▶ **WORK TO DO**
Every line below that holds the string "screenshot" should be copied out.

··········

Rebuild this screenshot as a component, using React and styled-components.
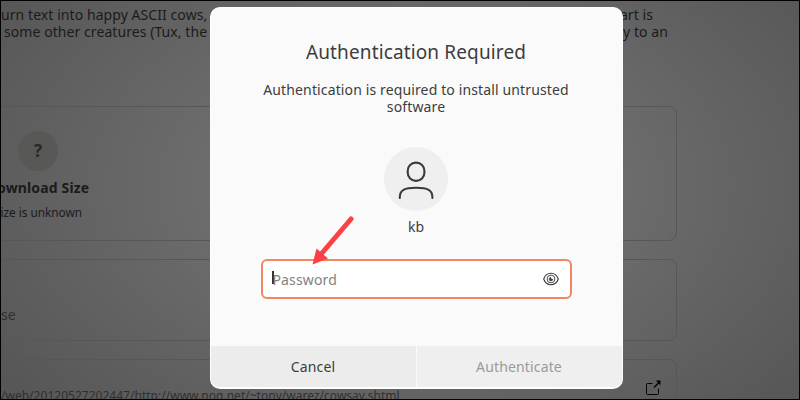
import React from "react";
import styled, { createGlobalStyle } from "styled-components";

const GlobalStyle = createGlobalStyle`
  * { box-sizing: border-box; }
  body { margin: 0; background: #000; font-family: "Noto Sans", "Open Sans", sans-serif; }
`;

const Screen = styled.div`
  position: relative;
  width: 800px;
  height: 400px;
  border: 1px solid #000;
  overflow: hidden;
  background: radial-gradient(ellipse 500px 320px at 410px 185px, #757575 0%, #6c6c6c 42%, #606060 75%, #575757 100%);
`;

const StorePage = styled.main`
  display: flex;
  flex-direction: column;
  width: 676px;
  color: #1b1b1b;
`;

const Summary = styled.section`
  height: 105px;
  padding-top: 5px;
`;

const SummaryLine = styled.div`
  display: flex;
  justify-content: space-between;
  height: 17px;
  line-height: 17px;
  font-size: 14px;
  letter-spacing: 0.07px;
  white-space: pre;
  padding-left: ${(p) => p.$start}px;
  padding-right: ${(p) => p.$end}px;
`;

const Card = styled.section`
  height: ${(p) => p.$height}px;
  margin-bottom: 18px;
  margin-left: -20px;
  padding-left: 19px;
  border: 1px solid #575757;
  border-radius: 8px;
  flex-shrink: 0;
`;

const Tile = styled.div`
  display: flex;
  flex-direction: column;
  align-items: center;
  width: 134px;
  margin-left: -30px;
  padding-top: 24px;
  white-space: nowrap;
`;

const TileBadge = styled.div`
  width: 40px;
  height: 40px;
  border-radius: 50%;
  background: #585856;
  color: #29292a;
  font-size: 17px;
  font-weight: 700;
  line-height: 39px;
  text-align: center;
`;

const TileTitle = styled.div`
  margin-top: 8px;
  height: 18px;
  line-height: 18px;
  font-size: 14px;
  font-weight: 700;
  letter-spacing: 0.15px;
`;

const TileNote = styled.div`
  margin-top: 7px;
  height: 16px;
  line-height: 16px;
  font-size: 11.8px;
`;

const License = styled.div`
  padding-top: 46px;
  line-height: 18px;
  font-size: 14px;
  color: #303030;
`;

const LinkRow = styled.div`
  display: flex;
  justify-content: space-between;
  padding: 20px 15px 0 0;
`;

const Address = styled.div`
  padding-top: 8px;
  line-height: 16px;
  font-size: 12px;
  letter-spacing: 0.02px;
  color: #303030;
  white-space: nowrap;
`;

const Dialog = styled.div`
  position: absolute;
  left: 209px;
  top: 6px;
  width: 413px;
  height: 382px;
  display: flex;
  flex-direction: column;
  border-radius: 10px;
  overflow: hidden;
  background: #fafafa;
  border: 1px solid #fefefe;
  border-bottom-width: 2px;
  color: #3d3d3d;
`;

const DialogBody = styled.div`
  flex: 1;
  display: flex;
  flex-direction: column;
  align-items: center;
  padding-right: 1px;
`;

const Title = styled.h1`
  margin: 30px 0 0;
  height: 28px;
  line-height: 28px;
  font-size: 19px;
  font-weight: 400;
  letter-spacing: 0.13px;
`;

const Message = styled.p`
  margin: 15px 0 0;
  text-align: center;
  font-size: 14px;
  line-height: 17px;
  letter-spacing: 0.13px;
`;

const Avatar = styled.div`
  width: 64px;
  height: 64px;
  margin-top: 32px;
  border-radius: 50%;
  background: #efefef;
`;

const UserName = styled.div`
  margin-top: 7px;
  height: 18px;
  line-height: 18px;
  font-size: 14px;
`;

const PasswordField = styled.div`
  display: flex;
  align-items: center;
  width: 311px;
  height: 40px;
  margin-top: 23px;
  padding: 0 11px 0 9px;
  border: 2px solid #f08763;
  border-radius: 6px;
  background: #fff;
`;

const Caret = styled.span`
  width: 2px;
  height: 13px;
  margin-top: -3px;
  background: #333;
`;

const Placeholder = styled.span`
  flex: 1;
  margin-left: -1px;
  padding-top: 2px;
  font-size: 14px;
  line-height: 18px;
  letter-spacing: 0.15px;
  color: #828282;
`;

const Actions = styled.div`
  display: grid;
  grid-template-columns: 205px 205px;
  gap: 1px;
  height: 41px;
`;

const ActionButton = styled.button`
  border: 0;
  padding: 0 1px 0 0;
  background: ${(p) => (p.disabled ? "#efefef" : "#ececec")};
  color: ${(p) => (p.disabled ? "#9a9a9a" : "#3d3d3d")};
  font: 400 14px/18px "Noto Sans", "Open Sans", sans-serif;
  letter-spacing: 0.15px;
`;

const Pointer = styled.svg`
  position: absolute;
  left: 298.5px;
  top: 203.5px;
`;

const PersonIcon = () => (
  <svg width="64" height="64" viewBox="0 0 64 64" fill="none" stroke="#3b3b3b" strokeWidth="2.1" strokeLinecap="round">
    <rect x="23.7" y="15.6" width="16.7" height="18.3" rx="8.1" />
    <path d="M15.8 51v-1c0-6.8 4.5-9.2 16.3-9.2s16.3 2.4 16.3 9.2v1" />
  </svg>
);

const EyeIcon = () => (
  <svg width="16" height="14" viewBox="0 0 16 14" fill="none" stroke="#3a3a3a">
    <path d="M.7 7C2 3.3 4.6 1.3 8 1.3S14 3.3 15.3 7C14 10.7 11.4 12.7 8 12.7S2 10.7.7 7Z" strokeWidth="1.1" />
    <circle cx="8" cy="7" r="3.9" strokeWidth="0.9" />
    <path d="M7.8 5.2A1.9 1.9 0 1 0 9.9 7.3L8 7Z" fill="#3a3a3a" strokeWidth="0.5" />
  </svg>
);

const ExternalIcon = () => (
  <svg width="16" height="16" viewBox="0 0 16 16" fill="none" stroke="#050505">
    <path d="M7.500 3.500H2.500Q1.500 3.500 1.500 4.500V13.500Q1.500 14.500 2.500 14.500H12.500Q13.500 14.500 13.500 13.500V8.500" strokeWidth="1" />
    <path d="M9 7.500 14 2.500" strokeWidth="1.500" />
    <path d="M10.800.5H15.500V5.200Z" fill="#050505" stroke="none" />
  </svg>
);

export default function App() {
  return (
    <>
      <GlobalStyle />
      <Screen>
        <StorePage>
          <Summary>
            <SummaryLine $start={0} $end={24}>
              <span>urn text into happy ASCII cows, w</span>
              <span>art is</span>
            </SummaryLine>
            <SummaryLine $start={3} $end={9}>
              <span>some other creatures (Tux, the</span>
              <span>y to an</span>
            </SummaryLine>
          </Summary>
          <Card $height={135}>
            <Tile>
              <TileBadge>?</TileBadge>
              <TileTitle>Download Size</TileTitle>
              <TileNote>Size is unknown</TileNote>
            </Tile>
          </Card>
          <Card $height={82}>
            <License>se</License>
          </Card>
          <Card $height={82}>
            <LinkRow>
              <Address>/web/20120527202447/http://www.nog.net/~tony/warez/cowsay.shtml</Address>
              <ExternalIcon />
            </LinkRow>
          </Card>
        </StorePage>
        <Dialog role="dialog">
          <DialogBody>
            <Title>Authentication Required</Title>
            <Message>
              Authentication is required to install untrusted
              <br />
              software
            </Message>
            <Avatar>
              <PersonIcon />
            </Avatar>
            <UserName>kb</UserName>
            <PasswordField>
              <Caret />
              <Placeholder>Password</Placeholder>
              <EyeIcon />
            </PasswordField>
          </DialogBody>
          <Actions>
            <ActionButton>Cancel</ActionButton>
            <ActionButton disabled>Authenticate</ActionButton>
          </Actions>
        </Dialog>
        <Pointer width="60" height="66" viewBox="0 0 60 66">
          <path d="M51 14 22 48" stroke="#fc4145" strokeWidth="5" strokeLinecap="round" />
          <path d="M12.500 59.500 16.500 43.500 28 53.500Z" fill="#fc4145" />
        </Pointer>
      </Screen>
    </>
  );
}
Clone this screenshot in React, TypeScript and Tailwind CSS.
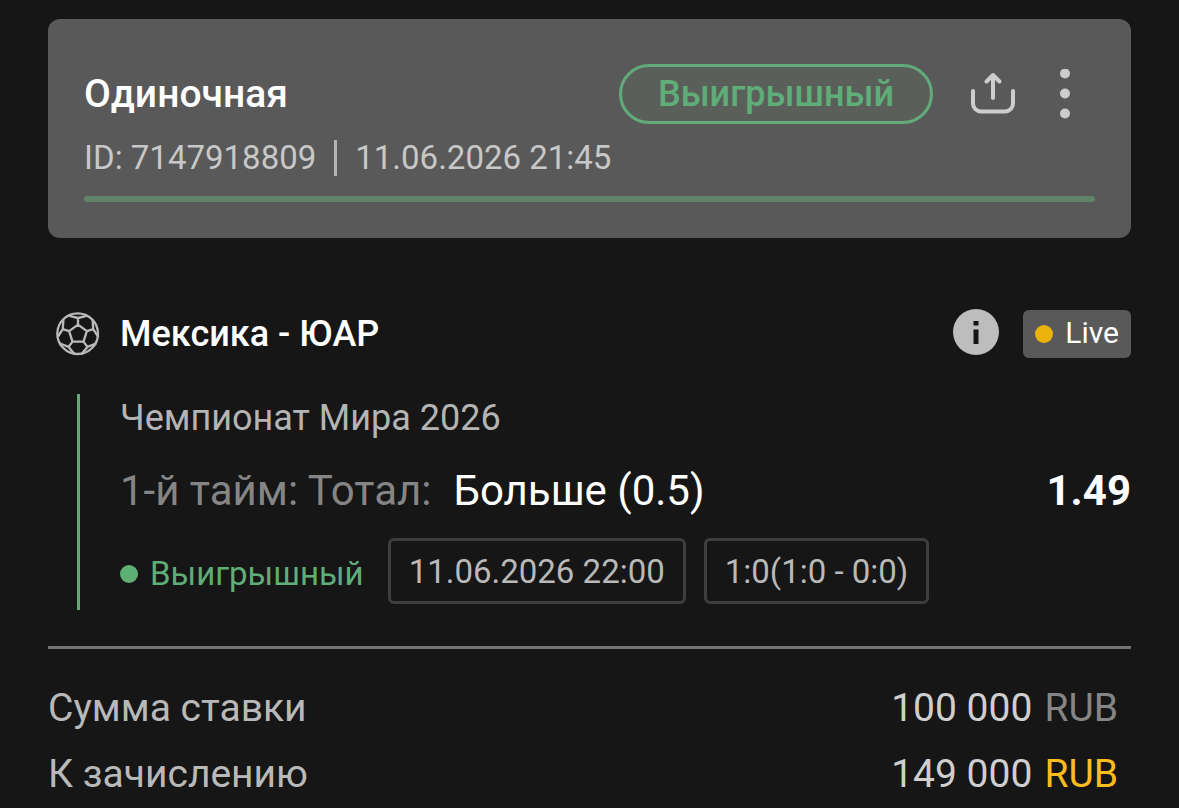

··········

▶ **SOLUTION TO THIS EXERCISE**
Rebuild this screenshot as a component, using React and styled-components.
Clone this screenshot in React, TypeScript and Tailwind CSS.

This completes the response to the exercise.